Stability of saddles and choices of contour in the Euclidean path integral for linearized gravity: Dependence on the DeWitt Parameter

Abstract: Due to the conformal factor problem, the definition of the Euclidean gravitational path integral requires a non-trivial choice of contour. The present work examines a generalization of a recently proposed rule-of-thumb \cite{Marolf:2022ntb} for selecting this contour at quadratic order about a saddle. The original proposal depended on the choice of an indefinite-signature metric on the space of perturbations, which was taken to be a DeWitt metric with parameter $\alpha =-1$. This choice was made to match previous results, but was otherwise admittedly {\it ad hoc}. To begin to investigate the physics associated with the choice of such a metric, we now explore contours defined using analogous prescriptions for $\alpha \neq -1$. We study such contours for Euclidean gravity linearized about AdS-Schwarzschild black holes in reflecting cavities with thermal (canonical ensemble) boundary conditions, and we compare path-integral stability of the associated saddles with thermodynamic stability of the classical spacetimes.
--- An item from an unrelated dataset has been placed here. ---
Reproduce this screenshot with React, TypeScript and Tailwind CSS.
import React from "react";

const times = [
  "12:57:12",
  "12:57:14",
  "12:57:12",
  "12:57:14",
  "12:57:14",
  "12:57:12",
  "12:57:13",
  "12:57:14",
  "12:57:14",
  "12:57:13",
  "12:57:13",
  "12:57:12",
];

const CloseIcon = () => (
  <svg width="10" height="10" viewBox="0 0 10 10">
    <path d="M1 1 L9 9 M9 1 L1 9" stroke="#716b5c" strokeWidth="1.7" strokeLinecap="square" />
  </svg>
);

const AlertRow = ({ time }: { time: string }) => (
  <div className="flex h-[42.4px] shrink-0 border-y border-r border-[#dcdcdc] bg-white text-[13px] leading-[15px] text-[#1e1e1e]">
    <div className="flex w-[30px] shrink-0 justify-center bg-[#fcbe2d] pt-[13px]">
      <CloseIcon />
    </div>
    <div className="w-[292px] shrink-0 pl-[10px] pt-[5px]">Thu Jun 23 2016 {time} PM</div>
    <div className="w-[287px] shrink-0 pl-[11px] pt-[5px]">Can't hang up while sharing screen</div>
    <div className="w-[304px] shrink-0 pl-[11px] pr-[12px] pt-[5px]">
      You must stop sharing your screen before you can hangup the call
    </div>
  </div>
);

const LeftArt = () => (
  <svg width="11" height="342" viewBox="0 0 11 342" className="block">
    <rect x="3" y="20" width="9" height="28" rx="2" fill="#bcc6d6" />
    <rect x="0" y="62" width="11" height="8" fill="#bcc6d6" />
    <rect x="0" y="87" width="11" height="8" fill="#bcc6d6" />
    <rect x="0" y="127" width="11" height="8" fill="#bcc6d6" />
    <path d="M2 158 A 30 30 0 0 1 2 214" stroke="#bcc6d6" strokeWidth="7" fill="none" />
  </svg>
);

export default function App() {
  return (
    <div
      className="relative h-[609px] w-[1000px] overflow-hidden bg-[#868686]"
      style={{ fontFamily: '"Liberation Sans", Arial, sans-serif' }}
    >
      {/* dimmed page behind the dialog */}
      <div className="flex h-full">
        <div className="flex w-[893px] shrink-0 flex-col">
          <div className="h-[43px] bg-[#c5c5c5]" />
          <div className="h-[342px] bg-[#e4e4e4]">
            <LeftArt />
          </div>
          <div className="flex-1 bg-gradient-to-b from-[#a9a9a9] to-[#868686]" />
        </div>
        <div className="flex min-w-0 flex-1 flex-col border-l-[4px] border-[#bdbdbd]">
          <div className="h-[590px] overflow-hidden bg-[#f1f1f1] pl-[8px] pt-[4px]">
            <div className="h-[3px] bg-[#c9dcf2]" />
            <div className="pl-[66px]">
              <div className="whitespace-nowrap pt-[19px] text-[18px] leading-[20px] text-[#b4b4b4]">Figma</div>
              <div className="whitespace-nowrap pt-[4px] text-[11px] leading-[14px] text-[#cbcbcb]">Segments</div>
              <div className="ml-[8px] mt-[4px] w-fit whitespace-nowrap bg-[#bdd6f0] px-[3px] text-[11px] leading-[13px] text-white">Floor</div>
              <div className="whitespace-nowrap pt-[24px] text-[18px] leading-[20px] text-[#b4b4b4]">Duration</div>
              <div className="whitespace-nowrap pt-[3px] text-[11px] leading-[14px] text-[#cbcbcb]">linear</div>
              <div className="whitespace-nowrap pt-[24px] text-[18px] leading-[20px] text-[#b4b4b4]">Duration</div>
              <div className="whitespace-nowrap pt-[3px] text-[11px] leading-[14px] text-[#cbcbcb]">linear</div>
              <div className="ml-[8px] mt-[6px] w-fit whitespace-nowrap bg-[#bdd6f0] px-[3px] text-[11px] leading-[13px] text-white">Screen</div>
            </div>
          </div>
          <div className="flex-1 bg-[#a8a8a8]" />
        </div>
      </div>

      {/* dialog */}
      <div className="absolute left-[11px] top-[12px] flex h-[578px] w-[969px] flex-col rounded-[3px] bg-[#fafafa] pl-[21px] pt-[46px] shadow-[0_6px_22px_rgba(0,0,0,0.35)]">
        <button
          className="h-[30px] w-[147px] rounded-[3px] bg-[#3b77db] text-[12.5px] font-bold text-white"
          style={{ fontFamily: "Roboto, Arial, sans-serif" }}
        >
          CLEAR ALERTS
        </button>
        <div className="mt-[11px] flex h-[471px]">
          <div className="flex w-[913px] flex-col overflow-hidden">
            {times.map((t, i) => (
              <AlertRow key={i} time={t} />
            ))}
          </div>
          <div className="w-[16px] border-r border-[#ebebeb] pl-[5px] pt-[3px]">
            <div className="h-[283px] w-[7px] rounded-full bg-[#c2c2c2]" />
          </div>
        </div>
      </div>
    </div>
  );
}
While the contour generally depends on the choice of DeWitt parameter $\alpha$, the precise agreement between these two notions of stability found at $\alpha =-1$ continues to hold over the finite interval $(-2,-2/d)$, where $d$ is the dimension of the bulk spacetime. This agreement manifestly fails for $\alpha > -2/d$ when the DeWitt metric becomes positive definite. However, we also find dramatic failures for $\alpha< -2$ that correlate with breakdowns of the de Donder-like gauge condition defined by $\alpha$, and at which the relevant fluctuation operator fails to be diagonalizable. This provides criteria that may be useful in predicting metrics on the space of perturbations that give physically-useful contours in more general settings. Along the way, we also identify an interesting error in \cite{Marolf:2022ntb}, though we show this error to be harmless.